No pude evitar emocionarme. De igual forma se emocionó él cuando le pregunté por los sobrinos; toda su contestación fue un encogimiento de hombros. Durante los largos momentos pasados en la telegrafía me había contado cantidad de historias y anécdotas del buque. Especial conocimiento tenía de las peripecias y aventuras en las que se había visto envuelto durante la guerra civil en zona republicana.
He de reconocer que le cogí un especial cariño. Fueron muchas las horas de charlas que mantuvimos juntos en la estación de radio mientras esperaba el turno que “Aranjuez Radio” le asignaba para la transmisión. A veces cogía unos cabreos tremendos por las largas esperas, cabreo que se incrementaban si el capitán le entregaba algún telegrama cifrado para transmitirlo a la compañía; como aquel en el que se daban las causas y explicación del desembarco del contramaestre en La Coruña. Aunque mantenía escrupulosamente el secreto profesional y las normas deontológicas exigidas por la profesión, si le gustaba enterarse de lodo lo que pasaba por su mano. Dada su edad y experiencias, el escucharlo durante las, a veces, tediosas horas de ocio, resultaba al menos curioso.

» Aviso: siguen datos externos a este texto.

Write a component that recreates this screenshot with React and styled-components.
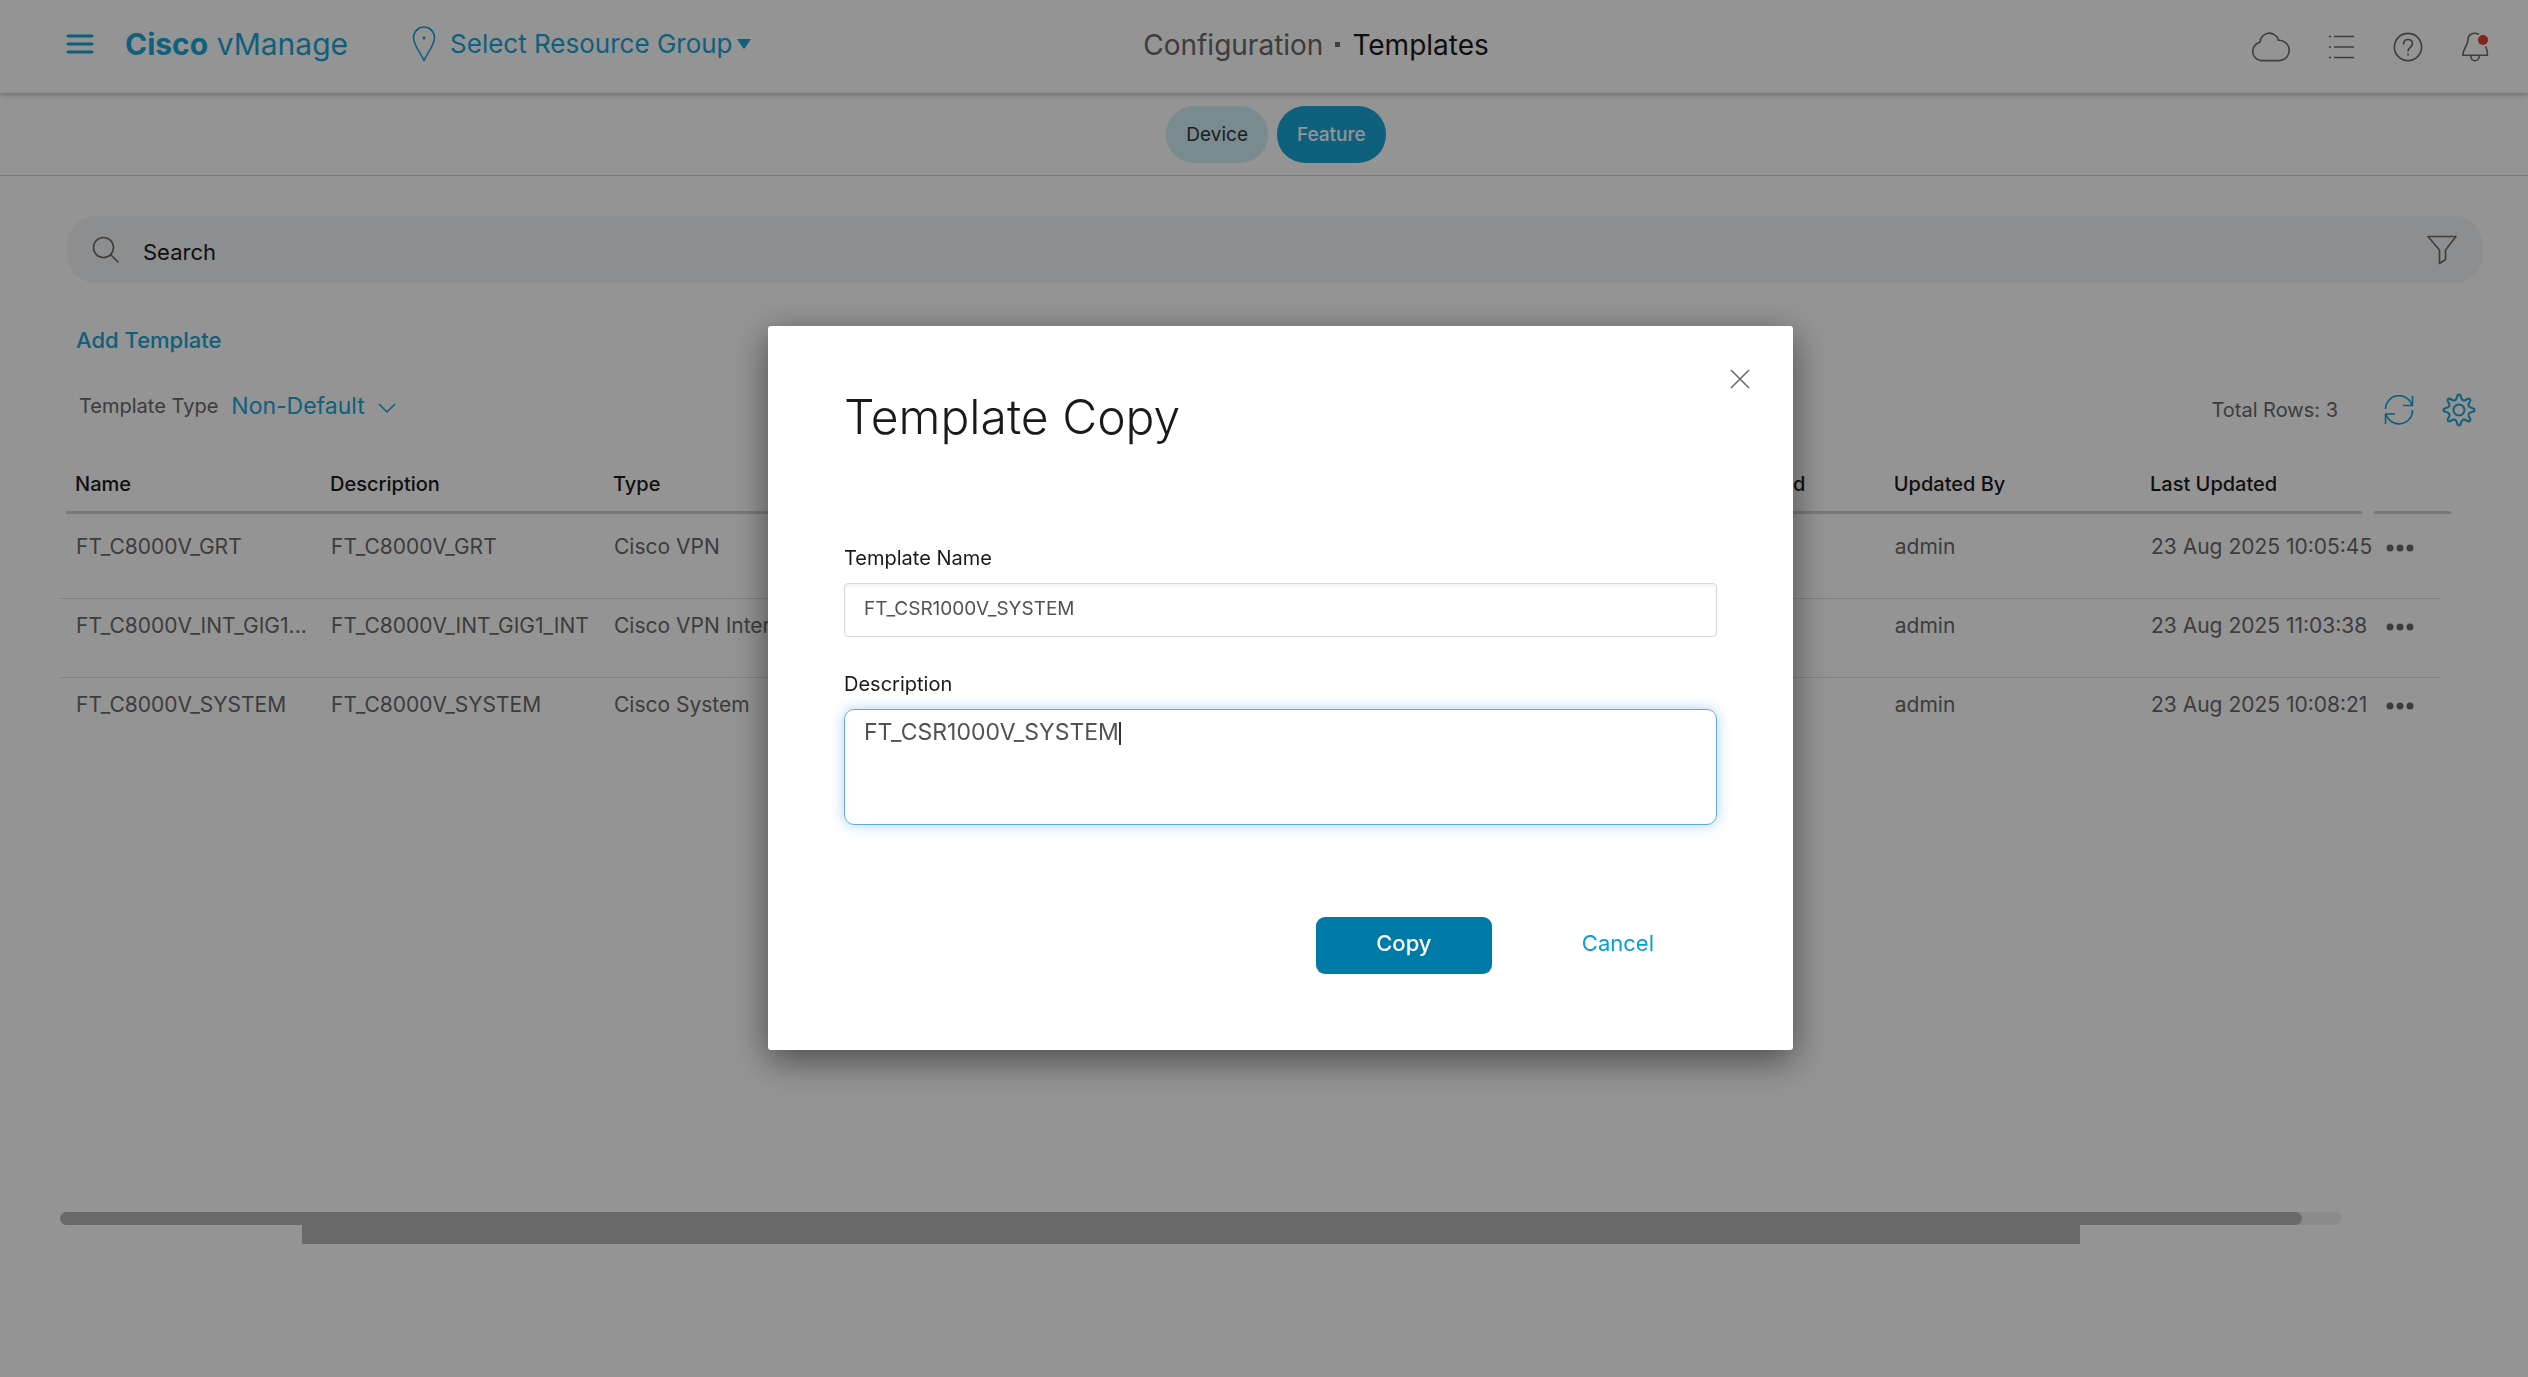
import React, { useEffect, useRef, useState } from 'react';
import styled, { createGlobalStyle } from 'styled-components';

const colors = {
	brand: '#1aa5d8',
	link: '#049fd9',
	button: '#007aa6',
	ink: '#1a1a1a',
	text: '#696969',
	icon: '#6a6a6a',
	line: '#e0e0e0',
	bar: '#b5b5b5',
};

const columns = [
	{ label: 'Name', width: 255 },
	{ label: 'Description', width: 283 },
	{ label: 'Type' },
	{ label: 'Device Model' },
	{ label: 'Device Templates' },
	{ label: 'Resource Group' },
	{ label: 'Devices Attached' },
	{ label: 'Updated By' },
	{ label: 'Last Updated', width: 233 },
];

const rows = [
	['FT_C8000V_GRT', 'FT_C8000V_GRT', 'Cisco VPN', '', '', '', '', 'admin', '23 Aug 2025 10:05:45'],
	['FT_C8000V_INT_GIG1_INT', 'FT_C8000V_INT_GIG1_INT', 'Cisco VPN Interface', '', '', '', '', 'admin', '23 Aug 2025 11:03:38'],
	['FT_C8000V_SYSTEM', 'FT_C8000V_SYSTEM', 'Cisco System', '', '', '', '', 'admin', '23 Aug 2025 10:08:21'],
];

const NAME_LIMIT = 18;

const shorten = (name) => (name.length > NAME_LIMIT ? `${name.slice(0, NAME_LIMIT)}...` : name);

// Eight rounded teeth around the centre of a 34px box
const gearPath = () => {
	const point = (deg, r) => {
		const a = (deg * Math.PI) / 180;
		return `${(17 + r * Math.cos(a)).toFixed(2)} ${(17 + r * Math.sin(a)).toFixed(2)}`;
	};
	let d = '';
	for (let i = 0; i < 8; i += 1) {
		const mid = i * 45 - 90;
		d += `${i ? 'L' : 'M'}${point(mid - 5, 15)}`;
		d += `Q${point(mid, 16)} ${point(mid + 5, 15)}`;
		d += `L${point(mid + 13, 11.5)}`;
		d += `Q${point(mid + 22.5, 9.6)} ${point(mid + 32, 11.5)}`;
	}
	return `${d}Z`;
};

const Icon = ({ width, height, children, stroke = 1.6 }) => (
	<svg
		width={width}
		height={height}
		viewBox={`0 0 ${width} ${height}`}
		fill="none"
		stroke="currentColor"
		strokeWidth={stroke}
		strokeLinejoin="round"
		aria-hidden="true"
	>
		{children}
	</svg>
);

const TopBar = () => (
	<Header>
		<Left>
			<IconButton aria-label="Menu" $color={colors.brand}>
				<Icon width={28} height={20} stroke={3}>
					<path strokeLinecap="round" d="M2 2H26M2 10H26M2 18H26" />
				</Icon>
			</IconButton>
			<Brand href="#home">
				<strong>Cisco</strong> vManage
			</Brand>
			<ResourceGroup>
				<Icon width={24} height={36}>
					<path d="M12 34.5C8 26 1.5 19 1.5 11.5A10.2 10.2 0 0 1 22.5 11.5C22.5 19 16 26 12 34.5Z" />
					<circle cx="12" cy="12" r="1.5" fill="currentColor" stroke="none" />
				</Icon>
				<span>Select Resource Group</span>
				<svg width="14" height="10" viewBox="0 0 14 10" aria-hidden="true">
					<path fill="currentColor" d="M0 0H14L8 9Q7 10 6 9Z" />
				</svg>
			</ResourceGroup>
		</Left>
		<Title>
			<span>Configuration</span>
			<i />
			<strong>Templates</strong>
		</Title>
		<Actions>
			<IconButton aria-label="Cloud">
				<Icon width={40} height={30}>
					<path d="M10 28.6A9.3 9.3 0 0 1 9 10.3A9.4 9.4 0 0 1 27.5 8.2A10.2 10.2 0 0 1 28.5 28.6Z" />
				</Icon>
			</IconButton>
			<IconButton aria-label="Tasks">
				<Icon width={26} height={24}>
					<path d="M0 1.5H2M0 12H2M0 22.5H2M5 1.5H25M5 12H25M5 22.5H25" />
				</Icon>
			</IconButton>
			<IconButton aria-label="Help">
				<Icon width={30} height={30}>
					<circle cx="15" cy="15" r="13.6" />
					<path d="M10.5 12.5C10.5 9 12.5 7.5 15 7.5S19.5 9 19.5 11.8C19.5 15 15 15.5 15 19.5M15 21.5V23.5" />
				</Icon>
			</IconButton>
			<IconButton aria-label="Notifications">
				<Icon width={28} height={30}>
					<path d="M18 2.2C11.5 -0.5 7 3 7 7.5C7 14 2 16 1.8 23.3H26.5C26.5 19 26 17 24.5 14.3" />
					<path d="M9.8 24C9.8 30.3 18.2 30.3 18.2 24" />
					<circle cx="22" cy="8" r="5" fill="#e23f24" stroke="none" />
				</Icon>
			</IconButton>
		</Actions>
	</Header>
);

const TemplateTable = () => (
	<Table>
		<colgroup>
			{columns.map(({ label, width }) => (
				<col key={label} width={width} />
			))}
			<col width="71" />
		</colgroup>
		<thead>
			<tr>
				{columns.map(({ label }) => (
					<th key={label} scope="col">
						<HeadLabel>{label}</HeadLabel>
					</th>
				))}
				<th aria-label="Actions">
					<HeadLabel>&nbsp;</HeadLabel>
				</th>
			</tr>
		</thead>
		<tbody>
			{rows.map(([name, ...cells]) => (
				<tr key={name}>
					<Cell title={name}>{shorten(name)}</Cell>
					{cells.map((cell, i) => (
						<Cell key={columns[i + 1].label}>{cell}</Cell>
					))}
					<Cell>
						<IconButton aria-label={`More actions for ${name}`}>
							<svg width="28" height="10" viewBox="0 0 28 10" fill="currentColor" aria-hidden="true">
								<circle cx="4" cy="5" r="3.5" />
								<circle cx="14" cy="5" r="3.5" />
								<circle cx="24" cy="5" r="3.5" />
							</svg>
						</IconButton>
					</Cell>
				</tr>
			))}
		</tbody>
	</Table>
);

const CopyDialog = () => {
	const field = useRef(null);
	const [description, setDescription] = useState('FT_CSR1000V_SYSTEM');
	const [caret, setCaret] = useState(0);

	useEffect(() => {
		field.current.focus();
		field.current.setSelectionRange(description.length, description.length);
	}, []);

	// The caret bar sits right after the last typed character
	useEffect(() => {
		const { fontSize, fontFamily, paddingLeft } = getComputedStyle(field.current);
		const ctx = document.createElement('canvas').getContext('2d');
		ctx.font = `${fontSize} ${fontFamily}`;
		setCaret(Math.round(parseInt(paddingLeft, 10) + ctx.measureText(description).width) + 1);
	}, [description]);

	return (
		<Backdrop>
			<Dialog role="dialog" aria-modal="true" aria-labelledby="dialog-title">
				<Close>
					<IconButton aria-label="Close">
						<Icon width={20} height={20}>
							<path d="M1 1L19 19M19 1L1 19" />
						</Icon>
					</IconButton>
				</Close>
				<DialogTitle id="dialog-title">Template Copy</DialogTitle>
				<Label htmlFor="template-name">Template Name</Label>
				<NameInput id="template-name" defaultValue="FT_CSR1000V_SYSTEM" />
				<Label htmlFor="description">Description</Label>
				<DescriptionField>
					<textarea
						id="description"
						ref={field}
						spellCheck={false}
						value={description}
						onChange={(e) => setDescription(e.target.value)}
					/>
					<Caret style={{ left: caret }} />
				</DescriptionField>
				<Footer>
					<CopyButton type="button">Copy</CopyButton>
					<CancelButton type="button">Cancel</CancelButton>
				</Footer>
			</Dialog>
		</Backdrop>
	);
};

const App = () => (
	<>
		<GlobalStyle />
		<Page>
			<TopBar />
			<Tabs>
				<Tab type="button">Device</Tab>
				<Tab type="button" $active>
					Feature
				</Tab>
			</Tabs>
			<Main>
				<SearchBar>
					<Icon width={28} height={28}>
						<circle cx="11.5" cy="11.5" r="10" />
						<path d="M18.5 18.5L26.5 26.5" />
					</Icon>
					<input type="search" aria-label="Search" placeholder="Search" />
					<IconButton aria-label="Filter">
						<Icon width={30} height={30}>
							<path d="M1 1.5H29L18.5 15V24.5L12.5 28.5V15Z" />
						</Icon>
					</IconButton>
				</SearchBar>
				<AddTemplate href="#add">Add Template</AddTemplate>
				<Toolbar>
					<TypeFilter>
						<label htmlFor="template-type">Template Type</label>
						<select id="template-type" defaultValue="Non-Default">
							<option>Non-Default</option>
						</select>
						<Icon width={18} height={10}>
							<path d="M1 1L9 9L17 1" />
						</Icon>
					</TypeFilter>
					<TotalRows>Total Rows: 3</TotalRows>
					<IconButton aria-label="Refresh" $color={colors.brand}>
						<Icon width={30} height={30}>
							<path d="M1.5 14A13.5 13.5 0 0 1 28 10.5M28.5 1V10.5H19" />
							<path d="M28.5 15A13.5 13.5 0 0 1 2 19M1.5 29V19H11" />
						</Icon>
					</IconButton>
					<IconButton aria-label="Settings" $color={colors.brand}>
						<Icon width={34} height={34} stroke={2}>
							<path d={gearPath()} />
							<circle cx="17" cy="17" r="5.5" />
						</Icon>
					</IconButton>
				</Toolbar>
				<TableArea>
					<TemplateTable />
				</TableArea>
				<ScrollTrack>
					<ScrollThumb />
				</ScrollTrack>
				<PageScroll />
			</Main>
		</Page>
		<CopyDialog />
	</>
);

export default App;

const GlobalStyle = createGlobalStyle`
	* {
		box-sizing: border-box;
	}

	body {
		background: white;
		color: ${colors.text};
		font-family: Inter, "Liberation Sans", sans-serif;
		font-size: 20px;
		margin: 0;
	}

	button,
	input,
	select,
	textarea {
		background: none;
		border: 0;
		color: inherit;
		font: inherit;
		padding: 0;
	}

	a {
		text-decoration: none;
	}

	svg {
		display: block;
		flex: none;
	}
`;

const Page = styled.div`
	min-height: 100vh;
`;

const Header = styled.header`
	align-items: center;
	box-shadow: 0 1px 6px rgba(0, 0, 0, 0.32);
	display: grid;
	grid-template-columns: 1fr auto 1fr;
	height: 93px;
	padding: 0 39px 0 66px;
	position: relative;
`;

const Left = styled.div`
	align-items: center;
	color: ${colors.brand};
	display: flex;
	padding-bottom: 6px;
`;

const IconButton = styled.button`
	color: ${({ $color }) => $color || colors.icon};
	display: flex;
`;

const Brand = styled.a`
	color: inherit;
	font-size: 30px;
	line-height: 36px;
	margin-left: 31px;
`;

const ResourceGroup = styled.button`
	align-items: center;
	display: flex;
	font-size: 26px;
	line-height: 36px;
	margin-left: 64px;

	span {
		margin: 0 4px 0 14px;
	}
`;

const Title = styled.h1`
	align-items: center;
	display: flex;
	font-size: 28px;
	font-weight: 400;
	gap: 12px;
	line-height: 36px;
	margin: 0;
	padding: 0 0 4px 77px;

	i {
		background: ${colors.text};
		height: 5px;
		width: 5px;
	}

	strong {
		color: ${colors.ink};
		font-weight: 400;
	}
`;

const Actions = styled.div`
	align-items: center;
	display: flex;
	gap: 38px;
	justify-content: flex-end;
`;

const Tabs = styled.nav`
	align-items: center;
	border-bottom: 1px solid #d4d4d4;
	display: flex;
	gap: 9px;
	height: 83px;
	justify-content: center;
	padding: 0 0 0 24px;
`;

const Tab = styled.button`
	background: ${({ $active }) => ($active ? colors.brand : '#d3eff6')};
	border-radius: 28px;
	color: ${({ $active }) => ($active ? 'white' : '#333')};
	font-size: 19px;
	font-weight: ${({ $active }) => ($active ? 500 : 400)};
	height: 57px;
	padding: 0 20px;
`;

const Main = styled.main`
	padding: 40px 45px 40px 60px;
`;

const SearchBar = styled.div`
	align-items: center;
	background: #f3f5f6;
	border-radius: 28px;
	color: ${colors.icon};
	display: flex;
	height: 67px;
	margin-left: 7px;
	padding: 0 26px 0 25px;

	input {
		color: ${colors.ink};
		flex: 1;
		font-size: 22px;
		line-height: 28px;
		margin-left: 23px;
		min-width: 0;
		outline: none;
		padding-top: 4px;
	}

	input::placeholder {
		color: ${colors.ink};
		opacity: 1;
	}
`;

const AddTemplate = styled.a`
	color: ${colors.brand};
	display: block;
	font-size: 22px;
	font-weight: 500;
	line-height: 28px;
	margin: 43px 0 0 16px;
	width: max-content;
`;

const Toolbar = styled.div`
	align-items: center;
	display: flex;
	height: 34px;
	margin: 39px 7px 0 19px;

	button {
		margin-left: 28px;
	}
`;

const TypeFilter = styled.div`
	align-items: center;
	color: ${colors.brand};
	display: flex;
	gap: 13px;
	padding-bottom: 8px;

	label {
		color: ${colors.text};
	}

	select {
		appearance: none;
		font-size: 23px;
		outline: none;
	}

	svg {
		margin-top: 4px;
	}
`;

const TotalRows = styled.span`
	margin: 0 18px 0 auto;
`;

const TableArea = styled.section`
	margin-top: 43px;
	min-height: 742px;
	padding-right: 44px;
`;

const Table = styled.table`
	border-collapse: separate;
	border-spacing: 0;
	table-layout: fixed;
	width: 100%;

	th {
		color: ${colors.ink};
		font-weight: 500;
		padding: 0 0 6px;
		text-align: left;
	}

	th:first-child > span {
		margin-left: 6px;
		padding-left: 9px;
	}

	th:nth-last-child(2) > span {
		margin-right: 6px;
	}

	th:last-child > span {
		margin: 0 -12px 0 6px;
	}

	tr:last-child td {
		border-bottom: 0;
	}
`;

const HeadLabel = styled.span`
	border-bottom: 3px solid #d2d2d2;
	display: block;
	line-height: 28px;
	padding: 0 0 13px 15px;
`;

const Cell = styled.td`
	border-bottom: 1px solid ${colors.line};
	font-size: 21px;
	height: 79px;
	line-height: 26px;
	padding: 14px 0 0 16px;
	vertical-align: top;
	white-space: nowrap;

	button {
		margin: 9px 0 0 2px;
	}
`;

const ScrollTrack = styled.div`
	background: #efefef;
	border-radius: 7px;
	height: 13px;
	margin-right: 141px;
`;

const ScrollThumb = styled.div`
	background: ${colors.bar};
	border-radius: 7px;
	height: 13px;
	margin-right: 40px;
`;

const PageScroll = styled.div`
	background: ${colors.bar};
	height: 19px;
	margin: 0 403px 0 242px;
`;

const Backdrop = styled.div`
	align-items: flex-start;
	background: rgba(0, 0, 0, 0.42);
	display: flex;
	inset: 0;
	justify-content: center;
	padding: 326px 0 0 33px;
	position: fixed;
`;

const Dialog = styled.div`
	background: white;
	border-radius: 3px;
	box-shadow: 0 10px 36px rgba(0, 0, 0, 0.5);
	color: #525252;
	display: flex;
	flex-direction: column;
	max-width: 1025px;
	padding: 43px 76px 76px;
	width: 100%;
`;

const Close = styled.div`
	display: flex;
	justify-content: flex-end;
	margin-right: -33px;
`;

const DialogTitle = styled.h2`
	color: ${colors.ink};
	font-size: 48px;
	font-weight: 300;
	line-height: 56px;
	margin: 0 0 100px;
`;

const Label = styled.label`
	color: ${colors.ink};
	line-height: 26px;
	margin-bottom: 12px;
`;

const NameInput = styled.input`
	border: 1px solid #d8d8d8;
	border-radius: 4px;
	box-shadow: inset 0 2px 3px rgba(0, 0, 0, 0.06);
	font-size: 19px;
	height: 54px;
	margin-bottom: 34px;
	padding: 0 19px 4px;
`;

const DescriptionField = styled.div`
	display: flex;
	position: relative;

	textarea {
		border: 1px solid #5fabe8;
		border-radius: 10px;
		box-shadow: 0 0 14px rgba(95, 171, 232, 0.5);
		caret-color: transparent;
		flex: 1;
		font-size: 23px;
		height: 116px;
		line-height: 28px;
		outline: none;
		padding: 8px 19px;
		resize: none;
	}
`;

const Caret = styled.span`
	background: #333;
	height: 23px;
	pointer-events: none;
	position: absolute;
	top: 13px;
	width: 2px;
`;

const Footer = styled.div`
	display: flex;
	gap: 53px;
	justify-content: flex-end;
	margin-top: 92px;
	padding-right: 26px;
`;

const DialogButton = styled.button`
	border-radius: 9px;
	font-size: 22px;
	height: 57px;
	padding-bottom: 6px;
`;

const CopyButton = styled(DialogButton)`
	background: ${colors.button};
	color: white;
	font-weight: 500;
	width: 176px;
`;

const CancelButton = styled(DialogButton)`
	color: ${colors.link};
	padding: 0 37px 6px;
`;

Nos encontrábamos navegando a pocas millas de la costa de Argelia y ya entrada la noche, disfrutando desde el alerón de babor del relajante espectáculo que a veces te brinda la mar cuando confluyen el buen tiempo, la luna se refleja en el agua por la amura, como era el caso y a lo lejos, en la costa, el tintilineo de lejanas luces indicando que estábamos ante una ciudad importante.
– Juan, aquello es Argel, ¡Qué recuerdos me trae….¡
– ¿A qué se refiere, Domingo?.
– En ese puerto deje de ser “señorito”…
– No lo entiendo.
– Fue en el verano de 1946, hacía poco tiempo que había terminado la segunda gran guerra y cargamos en Marsella un “full” de munición y armamento para el ejército francés en Argelia. Las operaciones de descarga duraron varios días. Una noche salimos varios a cenar y tomar unas copas…
Tras varios minutos describiendo con todo lujo de detalles los acontecimientos de aquella noche, incluida su primera experiencia de lo que el llamó “sexo recreativo”, hizo varias reflexiones y sabias apreciaciones, sobre el cómo y el porqué de una vida sexual plena y sana. Si tenemos en cuenta los años que nos separaban y mi corta y casi nula experiencia al respecto, permanecí a la escucha con la boca abierta durante el transcurso de la “lección magistral”.
– Domingo, ¿podría explicarme que eso del “sexo recreativo”….
-El sexo es una necesidad biológica gracias al cual la humanidad no se extingue; cuando el sexo se práctica con la persona amada, resulta sumamente gratificante y se alcanza la máxima plenitud. Ver disfrutar a quien se ama y participar al mismo tiempo de su goce es algo que difícilmente superable. Otra forma de disfrutar del sexo, posiblemente no tan gratificante, es cuando a salto de mata y únicamente mediando el deseo y el instinto se echa una cana al aire. Esto es lo que se llama o llamo “sexo recreativo”; como bien entenderás es un concepto no fácil de entender o aceptar por el género femenino. Pero eso es otra cosa…
– Pero eso es infidelidad…
– ¿Qué significa infidelidad….?
– Bueno, Domingo, vamos a dejarlo por hoy… me voy para la guardia.